Abstract

The Pannonian Basin is a back-arc lake basin, situated inside the Central European Carpathian loop, surrounded by the orogenic belts of the Eastern Alps, Carpathians and Dinarides. Integrated stratigraphical and sedimentological research reported here focuses on palaeogeographical evolution, and particularly the response of the fluvio-deltaic systems to climatic and tectonic controls in the Late-Neogene sedimentary succession, in the eastern part of the Pannonian Basin. This work has been carried out using subsurface data including regional composite seismic profiles and well-logs.

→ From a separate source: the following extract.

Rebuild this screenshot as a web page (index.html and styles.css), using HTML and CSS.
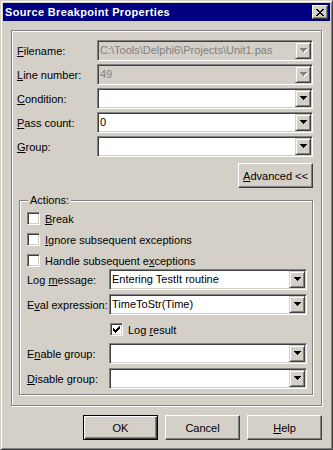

Dip sections were studied to define the stratigraphical architecture, depositional environments and sequence stratigraphy, and to interpret the sedimentary evolution of the area. The eastern Pannonian Basin is characterized by sediment input from the north–east which was one of the main routes of the fluvial-deltaic systems entering and progressively filling Lake Pannon from 11.6–2.6 Ma. The formations studied were deposited in environments that ranged from the deep-water basin plain, slope, delta front, and coastal plain to alluvial plain, causing the deposition of characteristic lithofacies associations, and characteristic biofacies. These form laterally continuous lithofacies units that can be correlated through the basin. All depositional facies units have considerable thicknesses (300–1000 m) in the deepest parts of the sub-basins. Sequence stratigraphical interpretation was carried out correlating 3rd and 4th-order sequences (Ma to ky in range) through a regional composite seismic profile network in the dip direction. Stratigraphical architecture and sedimentary facies indicate that the 3rd-order cycles were controlled by tectonic driving forces, while 4th-order cycles were probably driven by large-scale climatic changes within the Milankovitch band. In the 3rd-order time interval Pa-3 between 9.1 and 6.8 Ma, a major tectonostratigraphic event occurred, highlighting the role of strike-slip faulting-related transtensional subsidence in the Derecske sub-basin, superimposed on the regional post-rift thermal subsidence of the Eastern Pannonian region. The substantial base level fall at SB Pa-4 at 6.8 Ma (over 200 m, perhaps amplified by subsequent tectonic movements) can be related to the onset of a new compressional phase of structural evolution in the basin.